In the wake of the Rob Bell controversy, his editor at HarperOne, Mickey Maudlin, wrote a reflection on what transpired.
Bell wrote a book many disagreed with, and the disagreement immediately was charged with words like “Heresy,” and was roundly condemned in many circles.
Maudlin points out how blithely the notion of heresy was invoked:
Why would leaders attack as a threat and an enemy someone who shares their views of Scripture, Jesus, and the Trinity? What prevented leaders from saying, “Thanks, Rob, interesting views, but here is where we disagree”?
What list of theological beliefs must be fully checked off before someone can be embraced as brother or sister even if we disagree about other important issues?

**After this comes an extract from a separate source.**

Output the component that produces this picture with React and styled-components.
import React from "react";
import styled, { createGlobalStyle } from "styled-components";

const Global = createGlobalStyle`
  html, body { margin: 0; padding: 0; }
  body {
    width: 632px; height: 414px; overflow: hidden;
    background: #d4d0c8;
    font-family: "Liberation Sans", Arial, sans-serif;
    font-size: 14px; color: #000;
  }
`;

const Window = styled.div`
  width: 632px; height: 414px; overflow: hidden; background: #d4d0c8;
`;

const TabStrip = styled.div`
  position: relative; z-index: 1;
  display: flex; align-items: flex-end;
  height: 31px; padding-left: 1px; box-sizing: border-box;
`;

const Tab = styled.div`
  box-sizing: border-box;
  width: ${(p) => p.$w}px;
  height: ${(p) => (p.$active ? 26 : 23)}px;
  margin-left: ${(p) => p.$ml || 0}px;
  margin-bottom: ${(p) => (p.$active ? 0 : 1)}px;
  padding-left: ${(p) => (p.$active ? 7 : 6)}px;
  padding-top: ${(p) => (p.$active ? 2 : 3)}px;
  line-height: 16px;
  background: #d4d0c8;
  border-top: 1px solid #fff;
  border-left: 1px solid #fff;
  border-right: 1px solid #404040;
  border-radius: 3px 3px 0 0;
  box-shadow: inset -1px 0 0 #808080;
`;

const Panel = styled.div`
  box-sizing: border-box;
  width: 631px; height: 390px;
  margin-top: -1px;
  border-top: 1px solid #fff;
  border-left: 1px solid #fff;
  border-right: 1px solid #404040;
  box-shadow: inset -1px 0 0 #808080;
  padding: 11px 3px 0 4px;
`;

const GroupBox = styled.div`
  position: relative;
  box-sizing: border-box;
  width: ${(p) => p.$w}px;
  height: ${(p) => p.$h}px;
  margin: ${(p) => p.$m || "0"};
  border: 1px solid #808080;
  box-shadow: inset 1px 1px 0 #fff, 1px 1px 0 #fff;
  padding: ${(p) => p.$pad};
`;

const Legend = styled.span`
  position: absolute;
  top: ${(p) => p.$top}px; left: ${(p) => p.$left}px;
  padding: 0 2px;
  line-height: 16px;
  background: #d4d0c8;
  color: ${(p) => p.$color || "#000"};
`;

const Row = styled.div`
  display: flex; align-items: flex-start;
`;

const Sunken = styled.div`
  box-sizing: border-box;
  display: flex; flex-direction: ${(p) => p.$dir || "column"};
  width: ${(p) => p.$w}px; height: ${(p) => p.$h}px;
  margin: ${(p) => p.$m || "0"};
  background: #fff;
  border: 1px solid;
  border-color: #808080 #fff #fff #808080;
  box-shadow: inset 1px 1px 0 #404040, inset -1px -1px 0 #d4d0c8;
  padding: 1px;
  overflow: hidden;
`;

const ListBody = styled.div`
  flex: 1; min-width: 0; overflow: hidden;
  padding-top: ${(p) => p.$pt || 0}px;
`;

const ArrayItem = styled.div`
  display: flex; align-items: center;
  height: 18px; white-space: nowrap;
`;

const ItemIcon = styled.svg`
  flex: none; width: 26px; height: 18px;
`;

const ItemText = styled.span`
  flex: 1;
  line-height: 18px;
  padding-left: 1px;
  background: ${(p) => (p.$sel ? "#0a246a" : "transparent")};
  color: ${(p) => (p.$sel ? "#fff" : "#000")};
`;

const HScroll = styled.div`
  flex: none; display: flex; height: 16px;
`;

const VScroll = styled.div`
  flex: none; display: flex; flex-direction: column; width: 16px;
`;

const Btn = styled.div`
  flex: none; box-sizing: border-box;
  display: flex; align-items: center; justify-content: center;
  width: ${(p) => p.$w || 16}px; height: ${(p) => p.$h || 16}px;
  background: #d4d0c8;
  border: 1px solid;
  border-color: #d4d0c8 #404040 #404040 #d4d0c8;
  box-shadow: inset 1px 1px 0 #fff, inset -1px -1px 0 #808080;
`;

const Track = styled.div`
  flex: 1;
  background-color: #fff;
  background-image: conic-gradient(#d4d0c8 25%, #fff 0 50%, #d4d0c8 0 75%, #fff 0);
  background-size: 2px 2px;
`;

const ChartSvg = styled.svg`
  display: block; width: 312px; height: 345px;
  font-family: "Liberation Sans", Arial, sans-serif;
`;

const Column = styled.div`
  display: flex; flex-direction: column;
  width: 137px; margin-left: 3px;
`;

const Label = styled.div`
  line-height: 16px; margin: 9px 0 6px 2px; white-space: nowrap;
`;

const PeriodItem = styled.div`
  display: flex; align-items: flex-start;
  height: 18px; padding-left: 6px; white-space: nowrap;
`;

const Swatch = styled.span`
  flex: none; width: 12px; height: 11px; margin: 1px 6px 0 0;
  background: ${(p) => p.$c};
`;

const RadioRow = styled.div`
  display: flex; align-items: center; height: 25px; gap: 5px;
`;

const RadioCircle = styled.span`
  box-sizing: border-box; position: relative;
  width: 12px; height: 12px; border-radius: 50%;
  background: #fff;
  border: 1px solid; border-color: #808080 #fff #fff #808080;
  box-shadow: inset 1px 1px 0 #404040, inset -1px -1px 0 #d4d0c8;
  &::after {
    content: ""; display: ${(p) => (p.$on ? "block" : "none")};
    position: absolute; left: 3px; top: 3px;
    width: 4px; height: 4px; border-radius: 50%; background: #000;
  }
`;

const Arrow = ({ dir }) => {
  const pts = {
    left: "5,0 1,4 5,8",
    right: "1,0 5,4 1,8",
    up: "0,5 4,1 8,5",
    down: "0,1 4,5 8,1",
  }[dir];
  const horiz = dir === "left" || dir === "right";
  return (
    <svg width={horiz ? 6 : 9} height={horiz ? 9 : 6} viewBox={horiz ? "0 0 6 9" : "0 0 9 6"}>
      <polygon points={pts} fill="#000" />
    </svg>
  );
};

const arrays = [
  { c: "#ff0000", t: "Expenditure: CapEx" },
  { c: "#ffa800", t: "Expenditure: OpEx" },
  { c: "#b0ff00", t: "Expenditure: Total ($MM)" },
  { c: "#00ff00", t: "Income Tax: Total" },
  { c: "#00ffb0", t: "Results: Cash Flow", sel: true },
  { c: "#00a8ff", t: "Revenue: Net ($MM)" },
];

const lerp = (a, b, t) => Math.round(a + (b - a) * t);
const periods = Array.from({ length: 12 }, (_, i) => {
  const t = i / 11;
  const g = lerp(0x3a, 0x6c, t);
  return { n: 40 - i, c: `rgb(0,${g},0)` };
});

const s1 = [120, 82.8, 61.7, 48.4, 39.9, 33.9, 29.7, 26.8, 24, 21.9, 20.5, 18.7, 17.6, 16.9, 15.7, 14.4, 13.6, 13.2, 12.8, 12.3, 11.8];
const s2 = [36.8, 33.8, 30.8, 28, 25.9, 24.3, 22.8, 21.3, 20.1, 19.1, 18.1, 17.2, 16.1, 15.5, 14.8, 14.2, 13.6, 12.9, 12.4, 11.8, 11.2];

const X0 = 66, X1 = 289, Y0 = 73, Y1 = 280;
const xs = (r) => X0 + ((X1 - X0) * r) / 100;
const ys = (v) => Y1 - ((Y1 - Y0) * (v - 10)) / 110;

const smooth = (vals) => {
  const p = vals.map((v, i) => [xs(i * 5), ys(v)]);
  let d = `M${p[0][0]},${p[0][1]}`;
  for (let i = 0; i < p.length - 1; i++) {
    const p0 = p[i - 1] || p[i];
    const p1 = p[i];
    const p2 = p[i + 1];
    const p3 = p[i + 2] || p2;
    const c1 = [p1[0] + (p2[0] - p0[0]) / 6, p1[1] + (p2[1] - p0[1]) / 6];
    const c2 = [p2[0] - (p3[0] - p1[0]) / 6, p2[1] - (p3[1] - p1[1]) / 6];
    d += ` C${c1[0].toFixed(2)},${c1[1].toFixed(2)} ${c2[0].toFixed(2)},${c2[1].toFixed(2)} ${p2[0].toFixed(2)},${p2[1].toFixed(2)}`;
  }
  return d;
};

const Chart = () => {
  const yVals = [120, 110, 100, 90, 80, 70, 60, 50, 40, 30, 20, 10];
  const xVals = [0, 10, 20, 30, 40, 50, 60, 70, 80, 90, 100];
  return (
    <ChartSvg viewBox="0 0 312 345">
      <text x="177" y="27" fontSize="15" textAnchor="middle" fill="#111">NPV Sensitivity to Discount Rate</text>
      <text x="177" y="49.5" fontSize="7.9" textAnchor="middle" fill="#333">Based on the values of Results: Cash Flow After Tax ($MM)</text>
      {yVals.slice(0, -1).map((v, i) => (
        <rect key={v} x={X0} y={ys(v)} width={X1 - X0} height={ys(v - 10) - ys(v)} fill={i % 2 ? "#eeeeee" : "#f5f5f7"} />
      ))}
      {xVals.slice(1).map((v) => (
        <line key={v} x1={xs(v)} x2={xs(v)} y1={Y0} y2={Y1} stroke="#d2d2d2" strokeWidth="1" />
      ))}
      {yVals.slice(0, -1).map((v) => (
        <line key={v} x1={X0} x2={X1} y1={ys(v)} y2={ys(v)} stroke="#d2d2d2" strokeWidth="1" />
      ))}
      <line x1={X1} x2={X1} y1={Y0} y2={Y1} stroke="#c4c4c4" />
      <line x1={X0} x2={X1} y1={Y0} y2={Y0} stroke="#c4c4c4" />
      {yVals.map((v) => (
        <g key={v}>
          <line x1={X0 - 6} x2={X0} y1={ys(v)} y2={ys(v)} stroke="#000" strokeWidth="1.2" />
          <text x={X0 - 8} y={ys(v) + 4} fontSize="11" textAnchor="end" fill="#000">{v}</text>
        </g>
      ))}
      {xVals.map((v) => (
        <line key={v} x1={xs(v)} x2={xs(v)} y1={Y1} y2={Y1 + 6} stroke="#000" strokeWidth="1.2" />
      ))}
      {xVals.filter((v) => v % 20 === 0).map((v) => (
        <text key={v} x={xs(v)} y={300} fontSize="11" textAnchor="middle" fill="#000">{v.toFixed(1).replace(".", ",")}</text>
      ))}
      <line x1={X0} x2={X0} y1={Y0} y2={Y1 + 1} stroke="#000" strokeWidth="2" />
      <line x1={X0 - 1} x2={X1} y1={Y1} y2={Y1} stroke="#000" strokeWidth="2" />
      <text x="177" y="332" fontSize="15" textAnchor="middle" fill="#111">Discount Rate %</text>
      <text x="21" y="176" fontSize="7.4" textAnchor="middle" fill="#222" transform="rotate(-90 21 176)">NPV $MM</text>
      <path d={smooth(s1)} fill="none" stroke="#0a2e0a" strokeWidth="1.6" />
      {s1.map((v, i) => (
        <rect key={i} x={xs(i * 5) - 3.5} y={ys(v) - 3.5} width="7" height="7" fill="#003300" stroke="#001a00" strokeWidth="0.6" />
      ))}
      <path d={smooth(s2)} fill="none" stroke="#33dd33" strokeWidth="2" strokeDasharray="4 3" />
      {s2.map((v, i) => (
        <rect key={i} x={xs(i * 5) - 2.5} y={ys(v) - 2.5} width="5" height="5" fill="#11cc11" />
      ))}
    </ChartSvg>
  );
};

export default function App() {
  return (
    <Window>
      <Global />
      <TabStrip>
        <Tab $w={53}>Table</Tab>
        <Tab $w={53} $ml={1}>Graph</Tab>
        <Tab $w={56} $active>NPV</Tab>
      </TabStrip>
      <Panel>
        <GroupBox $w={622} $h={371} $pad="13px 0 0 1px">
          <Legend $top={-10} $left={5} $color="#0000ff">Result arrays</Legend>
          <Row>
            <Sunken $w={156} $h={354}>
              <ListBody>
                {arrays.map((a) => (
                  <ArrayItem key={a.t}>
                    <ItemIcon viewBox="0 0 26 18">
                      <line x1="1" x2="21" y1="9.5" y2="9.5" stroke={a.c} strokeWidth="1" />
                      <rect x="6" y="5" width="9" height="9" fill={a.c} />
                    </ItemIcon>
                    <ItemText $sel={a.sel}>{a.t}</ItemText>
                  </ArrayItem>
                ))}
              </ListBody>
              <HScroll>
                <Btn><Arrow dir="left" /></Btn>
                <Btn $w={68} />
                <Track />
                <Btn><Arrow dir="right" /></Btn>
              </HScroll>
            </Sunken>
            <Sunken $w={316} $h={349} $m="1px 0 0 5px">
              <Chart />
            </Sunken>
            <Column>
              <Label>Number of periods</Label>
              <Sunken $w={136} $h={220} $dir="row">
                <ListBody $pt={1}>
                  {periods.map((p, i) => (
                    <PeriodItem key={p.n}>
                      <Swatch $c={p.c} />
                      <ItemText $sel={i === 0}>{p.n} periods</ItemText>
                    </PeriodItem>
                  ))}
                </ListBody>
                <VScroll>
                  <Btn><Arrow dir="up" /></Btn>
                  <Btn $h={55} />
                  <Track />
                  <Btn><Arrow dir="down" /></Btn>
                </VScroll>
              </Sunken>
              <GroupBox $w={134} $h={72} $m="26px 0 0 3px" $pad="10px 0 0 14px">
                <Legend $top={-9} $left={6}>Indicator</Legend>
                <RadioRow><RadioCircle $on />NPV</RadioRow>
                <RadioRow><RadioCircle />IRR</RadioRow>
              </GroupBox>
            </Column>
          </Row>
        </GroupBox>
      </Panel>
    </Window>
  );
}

Maudlin sees in this reaction itself the true threat to evangelicalism. The threat to the evangelical church’s life is not creeping liberalism. The true threat is tribalism.

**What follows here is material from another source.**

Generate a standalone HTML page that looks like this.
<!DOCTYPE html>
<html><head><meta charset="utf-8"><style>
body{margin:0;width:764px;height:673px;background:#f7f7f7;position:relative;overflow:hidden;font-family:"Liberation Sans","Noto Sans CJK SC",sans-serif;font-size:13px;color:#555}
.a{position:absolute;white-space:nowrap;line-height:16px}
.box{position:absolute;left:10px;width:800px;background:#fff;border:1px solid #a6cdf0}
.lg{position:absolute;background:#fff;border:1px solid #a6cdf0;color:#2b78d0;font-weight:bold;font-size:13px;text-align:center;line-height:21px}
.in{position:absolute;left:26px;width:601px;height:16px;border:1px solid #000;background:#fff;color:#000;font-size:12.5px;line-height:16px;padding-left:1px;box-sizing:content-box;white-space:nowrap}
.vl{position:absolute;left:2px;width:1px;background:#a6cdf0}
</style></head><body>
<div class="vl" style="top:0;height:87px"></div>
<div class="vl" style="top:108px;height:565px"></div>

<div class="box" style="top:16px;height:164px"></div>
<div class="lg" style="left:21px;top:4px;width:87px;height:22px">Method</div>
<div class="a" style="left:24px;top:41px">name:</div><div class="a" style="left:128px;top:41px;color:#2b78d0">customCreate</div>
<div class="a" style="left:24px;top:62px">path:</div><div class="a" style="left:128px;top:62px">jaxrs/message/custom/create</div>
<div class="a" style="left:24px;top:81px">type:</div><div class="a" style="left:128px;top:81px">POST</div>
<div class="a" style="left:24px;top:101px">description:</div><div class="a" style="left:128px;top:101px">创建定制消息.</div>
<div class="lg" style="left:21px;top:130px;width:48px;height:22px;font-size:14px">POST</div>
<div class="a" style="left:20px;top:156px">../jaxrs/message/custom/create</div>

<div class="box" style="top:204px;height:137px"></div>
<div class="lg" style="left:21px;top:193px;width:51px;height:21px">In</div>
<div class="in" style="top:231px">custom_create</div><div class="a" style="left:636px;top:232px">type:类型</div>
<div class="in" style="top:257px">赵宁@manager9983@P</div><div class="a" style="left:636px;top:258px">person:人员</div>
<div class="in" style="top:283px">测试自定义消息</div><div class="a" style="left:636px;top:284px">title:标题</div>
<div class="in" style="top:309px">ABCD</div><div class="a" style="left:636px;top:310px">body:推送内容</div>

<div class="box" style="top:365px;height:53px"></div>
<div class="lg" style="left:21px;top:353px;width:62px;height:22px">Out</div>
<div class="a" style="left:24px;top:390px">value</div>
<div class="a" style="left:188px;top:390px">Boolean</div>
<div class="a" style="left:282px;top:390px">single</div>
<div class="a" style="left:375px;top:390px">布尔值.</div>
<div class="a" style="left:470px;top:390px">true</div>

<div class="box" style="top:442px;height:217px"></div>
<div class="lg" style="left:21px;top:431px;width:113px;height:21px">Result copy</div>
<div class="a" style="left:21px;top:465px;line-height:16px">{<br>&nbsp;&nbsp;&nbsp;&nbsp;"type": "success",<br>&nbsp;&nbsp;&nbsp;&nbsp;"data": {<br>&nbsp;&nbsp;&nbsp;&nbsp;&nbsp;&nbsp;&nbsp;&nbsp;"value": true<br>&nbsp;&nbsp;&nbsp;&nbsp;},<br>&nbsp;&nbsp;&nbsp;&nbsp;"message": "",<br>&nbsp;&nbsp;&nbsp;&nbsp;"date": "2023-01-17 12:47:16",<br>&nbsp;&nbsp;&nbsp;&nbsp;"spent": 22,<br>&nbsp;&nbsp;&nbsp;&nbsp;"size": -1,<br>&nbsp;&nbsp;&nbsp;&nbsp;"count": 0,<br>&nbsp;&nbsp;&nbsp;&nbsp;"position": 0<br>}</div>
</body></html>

But now I think the biggest threat is Christian tribalism, where God’s interests are reduced to and measured by those sharing your history, tradition, and beliefs, and where one needs an “enemy” in order for you to feel “right with God.” Such is the challenge facing the church today and what the reaction to Love Wins reveals.
Or, in the words of Paul, “If you bit and devour one another, take care or you might just consume one another.”
I think Maudlin is on to something. At some basic level we have gotten our story wrong. We have begun to act as though the way that we know we’re faithful to Jesus is if we condemn anyone who seems to be tearing down the walls of the theological circle that inscribes the faithful.
But there is no such wall.
Falling within a theological border is not, has never been, can can never be, the means by which the faithful followers of Jesus are demarcated.
The first-century church had to painfully wrestle through the reality that Jesus came to break down the dividing wall of hostility that was Israel’s Law. It seems that we must come to terms with a Jesus who breaks down the dividing wall of hostility that is Christian Theology.
If we don’t, we may find ourselves in the very position of Paul’s opponents in Galatia, compelling others to become like us if they would be marked as part of the people of God–and thus as agents of nothing less than anti-gospel.